START

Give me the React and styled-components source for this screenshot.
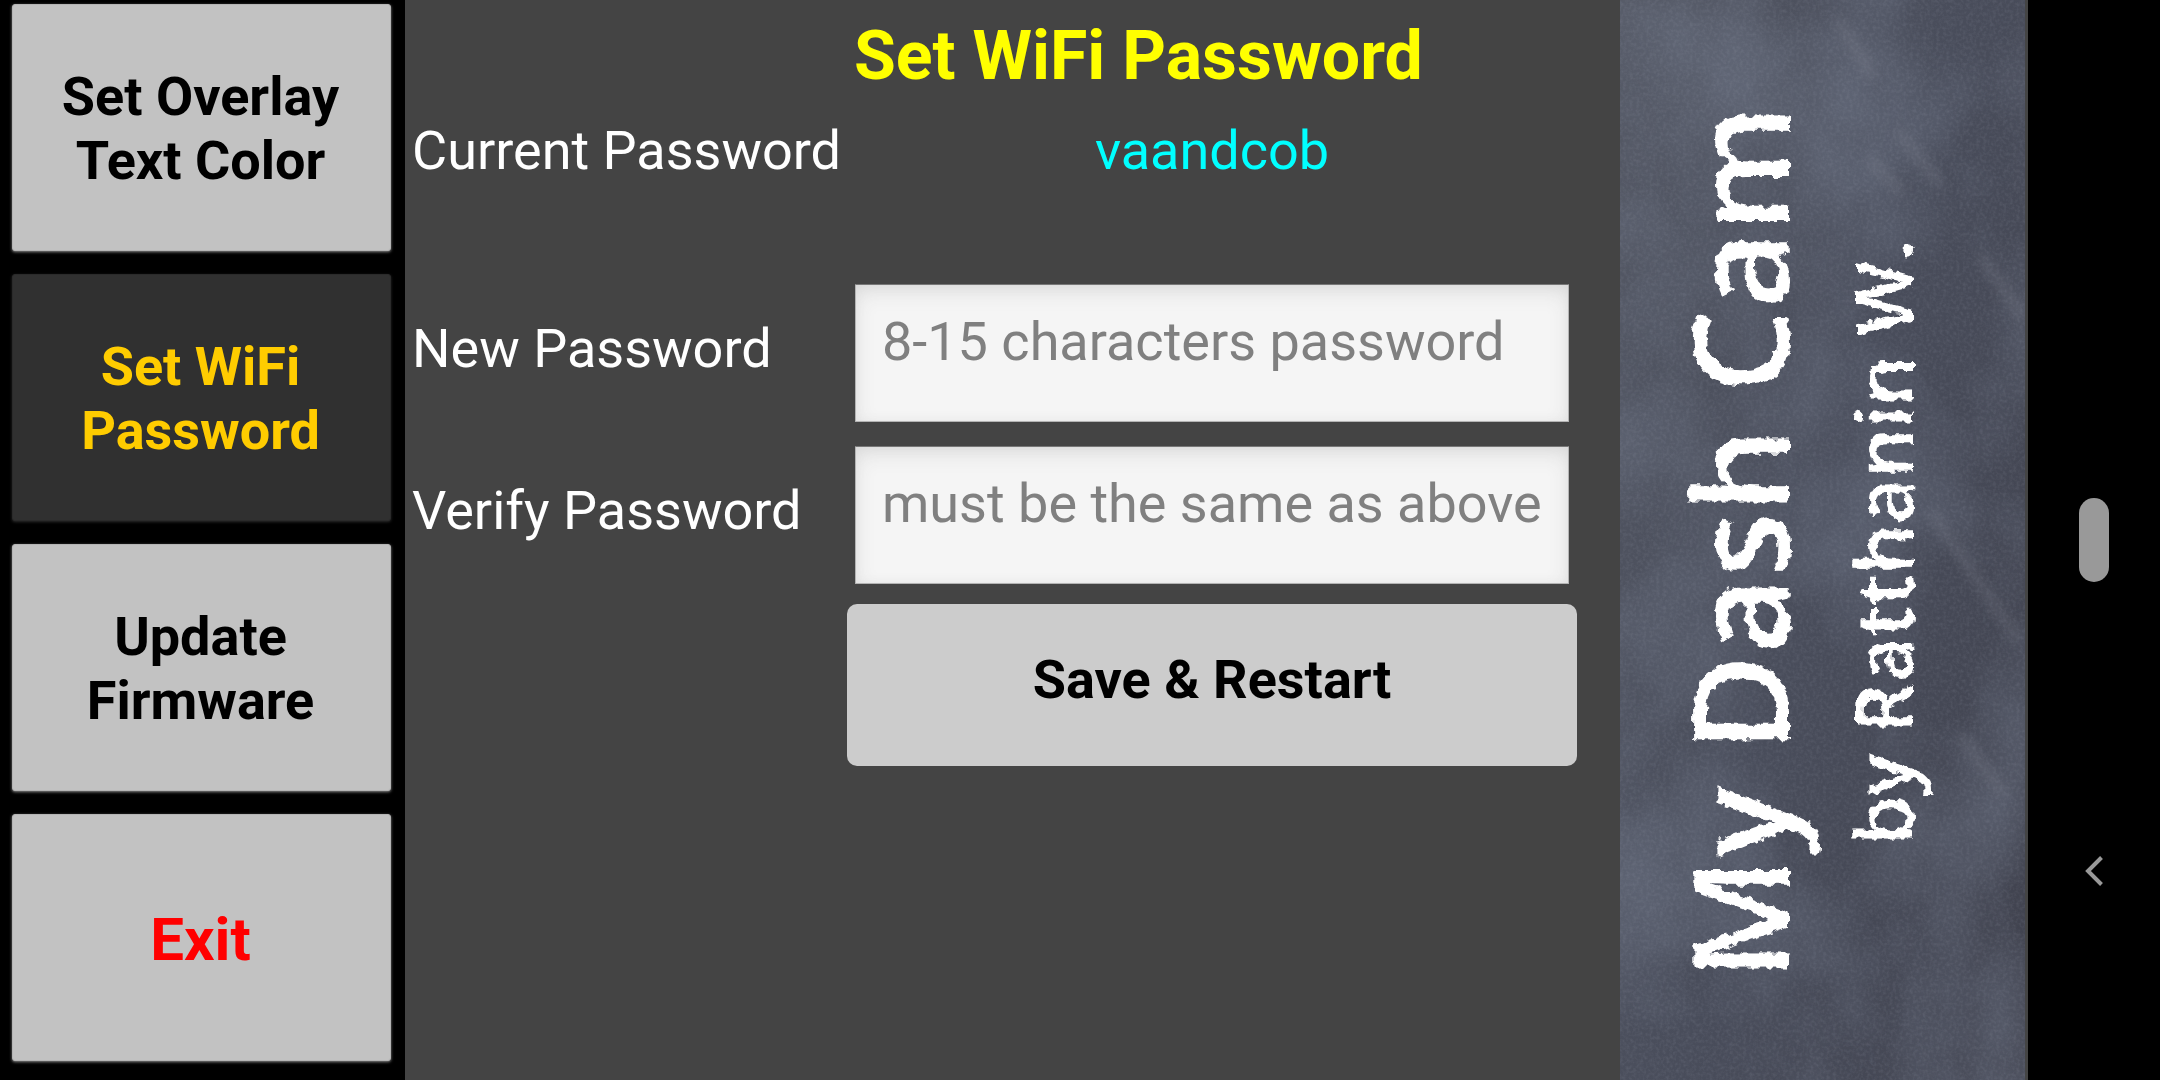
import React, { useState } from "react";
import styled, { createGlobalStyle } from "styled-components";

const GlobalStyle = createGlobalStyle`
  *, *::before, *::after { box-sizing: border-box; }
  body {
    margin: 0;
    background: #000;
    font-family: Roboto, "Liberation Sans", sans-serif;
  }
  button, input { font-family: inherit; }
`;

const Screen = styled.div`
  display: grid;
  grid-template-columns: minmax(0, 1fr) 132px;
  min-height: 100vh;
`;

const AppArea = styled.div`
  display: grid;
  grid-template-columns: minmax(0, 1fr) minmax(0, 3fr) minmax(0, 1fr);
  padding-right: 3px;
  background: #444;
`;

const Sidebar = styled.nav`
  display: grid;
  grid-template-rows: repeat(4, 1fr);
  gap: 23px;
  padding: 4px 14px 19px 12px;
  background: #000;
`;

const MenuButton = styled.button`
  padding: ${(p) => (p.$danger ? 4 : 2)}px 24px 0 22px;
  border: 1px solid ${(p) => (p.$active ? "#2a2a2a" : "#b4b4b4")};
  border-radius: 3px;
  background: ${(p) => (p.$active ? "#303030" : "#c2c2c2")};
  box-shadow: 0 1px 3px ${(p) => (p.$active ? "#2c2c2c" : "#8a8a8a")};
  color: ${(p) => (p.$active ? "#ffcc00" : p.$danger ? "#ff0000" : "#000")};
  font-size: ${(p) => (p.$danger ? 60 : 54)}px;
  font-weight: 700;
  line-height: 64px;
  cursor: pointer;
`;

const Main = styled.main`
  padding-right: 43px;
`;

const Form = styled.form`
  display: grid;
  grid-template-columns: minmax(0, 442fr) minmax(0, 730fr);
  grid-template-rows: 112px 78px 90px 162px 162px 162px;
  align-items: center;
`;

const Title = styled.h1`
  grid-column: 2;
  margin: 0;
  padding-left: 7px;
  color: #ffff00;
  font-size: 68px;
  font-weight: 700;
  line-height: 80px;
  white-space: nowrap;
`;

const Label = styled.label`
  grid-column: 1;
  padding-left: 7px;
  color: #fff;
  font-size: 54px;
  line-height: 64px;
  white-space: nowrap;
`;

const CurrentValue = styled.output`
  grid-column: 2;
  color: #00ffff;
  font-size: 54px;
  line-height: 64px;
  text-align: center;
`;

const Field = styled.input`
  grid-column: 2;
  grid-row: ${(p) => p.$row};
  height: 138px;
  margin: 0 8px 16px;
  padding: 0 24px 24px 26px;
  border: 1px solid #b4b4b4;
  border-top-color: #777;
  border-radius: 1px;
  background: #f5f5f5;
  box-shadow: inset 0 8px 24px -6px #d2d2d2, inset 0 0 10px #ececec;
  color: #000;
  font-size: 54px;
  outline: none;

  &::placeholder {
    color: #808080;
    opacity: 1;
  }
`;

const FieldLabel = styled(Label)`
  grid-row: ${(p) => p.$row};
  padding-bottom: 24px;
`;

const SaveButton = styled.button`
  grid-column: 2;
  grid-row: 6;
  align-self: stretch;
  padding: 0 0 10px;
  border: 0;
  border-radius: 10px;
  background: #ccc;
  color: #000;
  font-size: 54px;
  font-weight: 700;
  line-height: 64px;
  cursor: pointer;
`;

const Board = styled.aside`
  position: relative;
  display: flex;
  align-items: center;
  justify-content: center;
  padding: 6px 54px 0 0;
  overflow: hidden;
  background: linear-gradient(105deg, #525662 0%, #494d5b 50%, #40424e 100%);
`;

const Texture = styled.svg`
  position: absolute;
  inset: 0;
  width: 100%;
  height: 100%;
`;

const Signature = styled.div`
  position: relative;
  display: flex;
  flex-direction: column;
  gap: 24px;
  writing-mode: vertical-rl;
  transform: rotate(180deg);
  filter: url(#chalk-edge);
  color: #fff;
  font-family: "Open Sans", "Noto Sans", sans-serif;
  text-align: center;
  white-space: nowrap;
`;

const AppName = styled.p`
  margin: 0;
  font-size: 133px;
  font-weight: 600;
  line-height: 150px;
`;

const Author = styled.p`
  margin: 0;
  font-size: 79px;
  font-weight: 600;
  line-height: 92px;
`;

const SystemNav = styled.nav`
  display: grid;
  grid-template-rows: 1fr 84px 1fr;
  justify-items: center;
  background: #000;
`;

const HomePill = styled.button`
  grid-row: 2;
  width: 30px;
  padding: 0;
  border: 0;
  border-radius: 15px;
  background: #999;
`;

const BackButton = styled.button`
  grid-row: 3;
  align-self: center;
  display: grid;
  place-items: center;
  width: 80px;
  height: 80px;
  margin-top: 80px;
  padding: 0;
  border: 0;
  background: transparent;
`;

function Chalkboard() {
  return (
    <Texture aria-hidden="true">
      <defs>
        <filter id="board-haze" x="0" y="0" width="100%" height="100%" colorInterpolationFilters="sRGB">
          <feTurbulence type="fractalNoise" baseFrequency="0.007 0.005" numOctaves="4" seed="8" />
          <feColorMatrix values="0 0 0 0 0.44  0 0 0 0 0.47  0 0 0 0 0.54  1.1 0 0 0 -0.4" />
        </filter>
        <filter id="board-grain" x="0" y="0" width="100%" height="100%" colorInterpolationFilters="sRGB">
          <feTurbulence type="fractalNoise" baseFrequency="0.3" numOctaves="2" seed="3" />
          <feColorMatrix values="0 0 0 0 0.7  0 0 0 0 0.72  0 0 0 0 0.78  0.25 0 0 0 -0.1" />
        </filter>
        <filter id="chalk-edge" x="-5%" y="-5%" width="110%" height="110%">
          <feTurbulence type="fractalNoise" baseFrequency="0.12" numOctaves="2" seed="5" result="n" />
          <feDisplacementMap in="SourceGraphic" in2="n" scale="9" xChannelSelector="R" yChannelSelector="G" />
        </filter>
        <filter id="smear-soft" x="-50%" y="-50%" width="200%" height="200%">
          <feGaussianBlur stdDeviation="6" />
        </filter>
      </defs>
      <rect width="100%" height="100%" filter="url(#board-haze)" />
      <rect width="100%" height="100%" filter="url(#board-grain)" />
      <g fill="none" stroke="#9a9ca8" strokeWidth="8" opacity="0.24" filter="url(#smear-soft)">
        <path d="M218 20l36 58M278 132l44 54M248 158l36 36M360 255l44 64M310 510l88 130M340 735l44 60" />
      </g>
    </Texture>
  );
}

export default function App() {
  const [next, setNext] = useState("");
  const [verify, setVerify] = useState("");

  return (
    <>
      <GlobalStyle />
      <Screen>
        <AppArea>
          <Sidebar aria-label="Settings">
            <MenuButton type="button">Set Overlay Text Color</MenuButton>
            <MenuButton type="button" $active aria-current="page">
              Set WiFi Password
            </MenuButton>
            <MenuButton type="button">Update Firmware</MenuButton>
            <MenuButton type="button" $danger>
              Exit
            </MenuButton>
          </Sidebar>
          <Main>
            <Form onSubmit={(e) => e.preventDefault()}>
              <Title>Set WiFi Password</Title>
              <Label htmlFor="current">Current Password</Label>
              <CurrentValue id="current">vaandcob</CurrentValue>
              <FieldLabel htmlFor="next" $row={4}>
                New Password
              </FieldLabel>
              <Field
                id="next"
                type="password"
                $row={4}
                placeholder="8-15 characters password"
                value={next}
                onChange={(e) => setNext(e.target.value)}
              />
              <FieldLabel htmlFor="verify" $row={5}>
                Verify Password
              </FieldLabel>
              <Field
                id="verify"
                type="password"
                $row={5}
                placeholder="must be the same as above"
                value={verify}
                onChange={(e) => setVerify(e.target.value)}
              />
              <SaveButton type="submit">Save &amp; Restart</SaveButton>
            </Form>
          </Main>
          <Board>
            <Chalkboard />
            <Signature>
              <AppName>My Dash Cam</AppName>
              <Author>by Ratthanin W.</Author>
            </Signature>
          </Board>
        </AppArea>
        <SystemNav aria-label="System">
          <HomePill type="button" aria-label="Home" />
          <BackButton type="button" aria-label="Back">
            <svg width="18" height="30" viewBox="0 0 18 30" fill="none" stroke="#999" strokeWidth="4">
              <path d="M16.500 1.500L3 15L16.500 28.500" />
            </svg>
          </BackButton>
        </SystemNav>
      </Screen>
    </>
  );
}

END

Goal
Find the lines above that include the string "components" and copy them.

Exercise output
Give me the React and styled-components source for this screenshot.
import styled, { createGlobalStyle } from "styled-components";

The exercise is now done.